A new report says that a SpaceX limited series is currently in development at HBO, centering on Musk's space exploration company, and Star Trek Beyond co-writer Doug Jung will serve as a writer and executive producer of the scripted SpaceX show.
Tech genius Elon Musk has an abrasive, flamboyant, bombastic personality – with the successes and failures he's had at companies like SpaceX and Tesla, he's exactly the type of person I'd gladly watch an in-depth documentary about. But despite having a robust documentary branch dedicated to making top-tier docs, HBO is choosing to take the scripted route here and develop a limited series about SpaceX. Variety describes the show like this:
It will document how Musk, in pursuit of his lifelong dream to make humankind a multi-planetary species, handpicks a team of engineers to work on a remote Pacific Island where they build, and launch, the first SpaceX rocket into orbit. It spurred a new era of privately funded space exploration, culminating in the first manned Space X launch of the Falcon 9 on May 30, 2020.
Elon Musk: Tesla, SpaceX, and the Quest for a Fantastic Future, the 2015 book by author Ashlee Vance, will serve as the inspiration for the series. Doug Jung, who created the TNT series Dark Blue and has writing credits on Mindhunter, Banshee, and more space-oriented fare like Star Trek Beyond and The Cloverfield Paradox, is on board as the chief creative voice bringing the show to life.

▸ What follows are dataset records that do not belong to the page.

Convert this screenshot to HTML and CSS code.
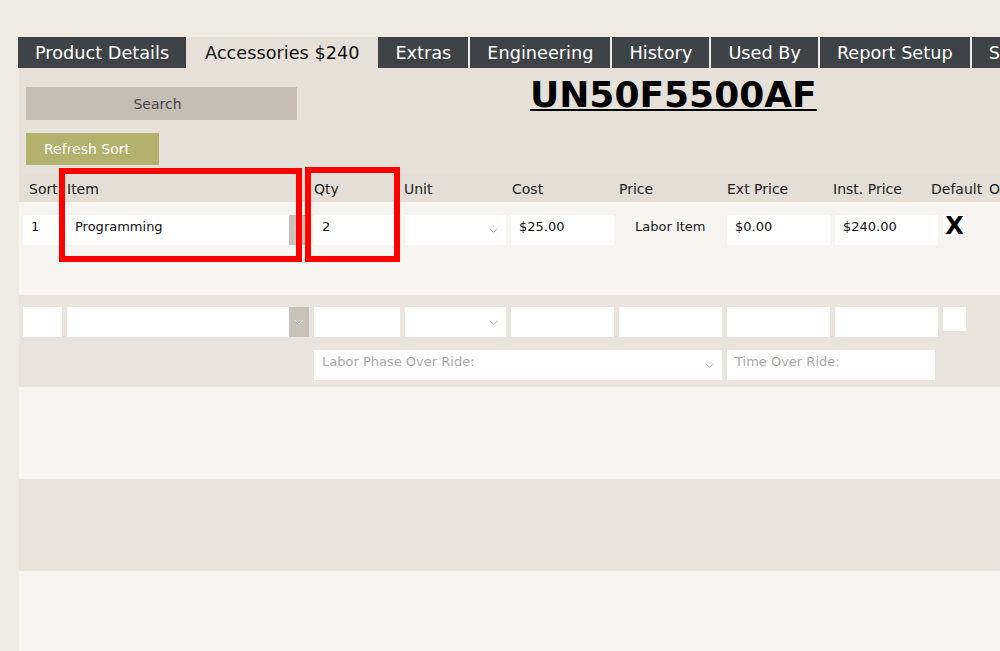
FILE: index.html
```html
<!DOCTYPE html>
<html lang="en">
<head>
  <meta charset="UTF-8">
  <meta name="viewport" content="width=device-width, initial-scale=1.0">
  <title>UN50F5500AF - Accessories</title>
  <link rel="stylesheet" href="styles.css">
</head>
<body>
  <div class="tabs">
    <div class="tab dark">Product Details</div>
    <div class="tab active">Accessories $240</div>
    <div class="tab dark">Extras</div>
    <div class="tab dark">Engineering</div>
    <div class="tab dark">History</div>
    <div class="tab dark">Used By</div>
    <div class="tab dark">Report Setup</div>
    <div class="tab dark">Settings</div>
  </div>

  <div class="panel">
    <div class="toolbar">
      <button class="search-btn">Search</button>
      <h1 class="title">UN50F5500AF</h1>
    </div>
    <button class="refresh-btn">Refresh Sort</button>

    <div class="head-row">
      <div>Sort</div>
      <div>Item</div>
      <div>Qty</div>
      <div>Unit</div>
      <div>Cost</div>
      <div>Price</div>
      <div>Ext Price</div>
      <div>Inst. Price</div>
      <div>Default</div>
      <div>Options</div>
    </div>

    <!-- existing item -->
    <div class="row light">
      <div class="field">1</div>
      <div class="field select">
        <span>Programming</span>
        <span class="arrow-box"><svg width="8" height="5" viewBox="0 0 8 5"><polyline points="0.5,0.5 4,4 7.5,0.5" fill="none" stroke="#ddd8d0" stroke-width="1"/></svg></span>
      </div>
      <div class="field">2</div>
      <div class="field select">
        <span></span>
        <svg class="chev" width="9" height="5" viewBox="0 0 9 5"><polyline points="0.5,0.5 4.5,4.5 8.5,0.5" fill="none" stroke="#c8c8c8" stroke-width="1"/></svg>
      </div>
      <div class="field">$25.00</div>
      <div class="plain">Labor Item</div>
      <div class="field">$0.00</div>
      <div class="field">$240.00</div>
      <div class="check checked">X</div>
    </div>

    <!-- new item entry -->
    <div class="row dark-band">
      <div class="field"></div>
      <div class="field select">
        <span></span>
        <span class="arrow-box"><svg width="8" height="5" viewBox="0 0 8 5"><polyline points="0.5,0.5 4,4 7.5,0.5" fill="none" stroke="#ffffff" stroke-width="1"/></svg></span>
      </div>
      <div class="field"></div>
      <div class="field select">
        <span></span>
        <svg class="chev" width="9" height="5" viewBox="0 0 9 5"><polyline points="0.5,0.5 4.5,4.5 8.5,0.5" fill="none" stroke="#c8c8c8" stroke-width="1"/></svg>
      </div>
      <div class="field"></div>
      <div class="field"></div>
      <div class="field"></div>
      <div class="field"></div>
      <div class="check small"></div>

      <div class="field select placeholder phase">
        <span>Labor Phase Over Ride:</span>
        <svg class="chev" width="9" height="5" viewBox="0 0 9 5"><polyline points="0.5,0.5 4.5,4.5 8.5,0.5" fill="none" stroke="#c8c8c8" stroke-width="1"/></svg>
      </div>
      <div class="field placeholder time">Time Over Ride:</div>
    </div>

    <div class="row blank light"></div>
    <div class="row blank dark-band"></div>
    <div class="row blank light"></div>
  </div>

  <!-- annotation boxes -->
  <div class="mark mark-item"></div>
  <div class="mark mark-qty"></div>
</body>
</html>
```

FILE: styles.css
```css
body {
  margin: 0;
  font-family: "DejaVu Sans", Verdana, sans-serif;
  background: #efebe5;
  color: #1a1a1a;
  overflow: hidden;
  position: relative;
  height: 651px;
}

.tabs {
  display: flex;
  margin-top: 37px;
  padding-left: 18px;
  white-space: nowrap;
}

.tab {
  height: 31px;
  line-height: 32px;
  padding: 0 17px;
  font-size: 17.7px;
  flex-shrink: 0;
}

.tab.dark {
  background: #404346;
  color: #ffffff;
}

.tab.dark + .tab.dark {
  margin-left: 2px;
}

.tab.active {
  background: #e5e1d9;
  color: #111;
  padding: 0 19px;
}

.panel {
  margin-left: 19px;
  background: #e5e1d9;
  min-height: 600px;
}

.toolbar {
  display: flex;
  align-items: flex-start;
  padding-left: 7px;
}

.search-btn {
  margin-top: 19px;
  width: 271px;
  height: 33px;
  border: none;
  background: #c4bdb3;
  color: #444;
  font-family: inherit;
  font-size: 14px;
  padding: 0 8px 0 0;
}

.title {
  margin: 6px 0 0 233px;
  font-size: 36px;
  line-height: 42px;
  font-weight: bold;
  text-decoration: underline;
  text-decoration-thickness: 2px;
  text-underline-offset: 2px;
  color: #000;
}

.refresh-btn {
  display: block;
  margin: 13px 0 0 7px;
  width: 133px;
  height: 32px;
  border: none;
  background: #b4b16d;
  color: #ffffff;
  font-family: inherit;
  font-size: 14px;
  text-align: left;
  padding: 0 0 0 18px;
}

.head-row {
  margin-top: 10px;
  height: 27px;
  display: grid;
  grid-template-columns: 38px 247px 90px 108px 107px 108px 106px 98px 58px 1fr;
  align-items: center;
  padding-left: 10px;
  background: #e3dfd7;
  font-size: 14px;
  color: #222;
  white-space: nowrap;
  overflow: hidden;
}

.row {
  display: grid;
  grid-template-columns: 39px 242px 86px 101px 103px 103px 103px 103px 23px;
  column-gap: 5px;
  row-gap: 13px;
  align-content: start;
  padding: 13px 0 0 4px;
  height: 80px;
}

.row.dark-band {
  padding-top: 12px;
}

.row.blank {
  height: 92px;
  padding: 0;
}

.light {
  background: #f6f5f2;
}

.dark-band {
  background: #e9e5de;
}

.field {
  height: 30px;
  background: #ffffff;
  font-size: 13px;
  line-height: 24px;
  padding-left: 8px;
  box-sizing: border-box;
  color: #111;
  white-space: nowrap;
}

.field.select {
  display: flex;
  justify-content: space-between;
  align-items: center;
  padding-right: 0;
}

.field.select > span:first-child {
  align-self: flex-start;
}

.field.select .chev {
  margin-right: 8px;
}

.arrow-box {
  width: 20px;
  height: 30px;
  background: #c9c2b8;
  display: flex;
  align-items: center;
  justify-content: center;
}

.placeholder {
  color: #a8a8a8;
}

.phase {
  grid-column: 3 / 7;
}

.time {
  grid-column: 7 / 9;
  margin-right: 3px;
}

.plain {
  font-size: 13px;
  line-height: 24px;
  padding-left: 16px;
  white-space: nowrap;
}

.check {
  width: 23px;
  background: #ffffff;
  box-sizing: border-box;
}

.check.checked {
  height: 22px;
  font-size: 24px;
  font-weight: bold;
  line-height: 23px;
  text-align: center;
  color: #000;
}

.check.small {
  height: 24px;
}

.mark {
  position: absolute;
  border: 6px solid #ff0000;
  box-sizing: border-box;
}

.mark-item {
  left: 59px;
  top: 168px;
  width: 243px;
  height: 94px;
}

.mark-qty {
  left: 305px;
  top: 167px;
  width: 95px;
  height: 95px;
}
```
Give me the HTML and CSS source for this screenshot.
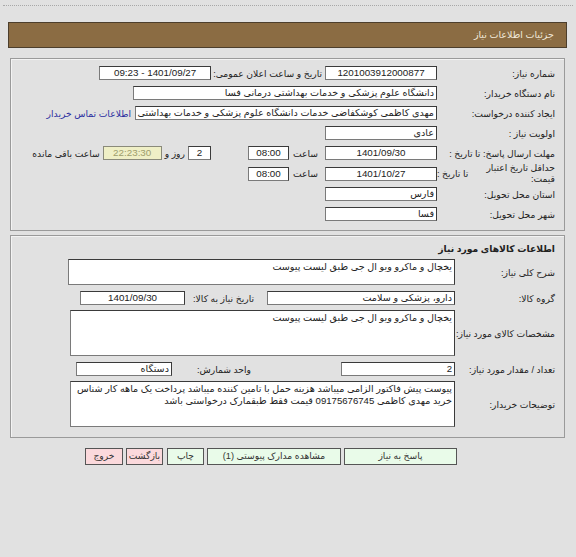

Channing Tatum will executive produce with his Free Association production company colleagues Reid Carolin and Peter Kiernan, while Vance and former HBO Films president Len Amato will also produce.
Variety says Musk "is not attached to the show at this time". Personally, I'd much rather watch a documentary about the real guy, showcasing all of his missteps and achievements in all of their complexity, than to see a scripted series which could end up lionizing a guy who has publicly said and done some pretty questionable things (among many ignorant tweets, he downplayed the coronavirus pandemic, suggested that social distancing should be ignored, and claimed that there would be "probably close to zero new cases in US too by end of April"). It's the Wolf of Wall Street all over again: sure, the story may be interesting, but by telling it right now, it may result in the controversial subject getting a boost that may give some viewers pause.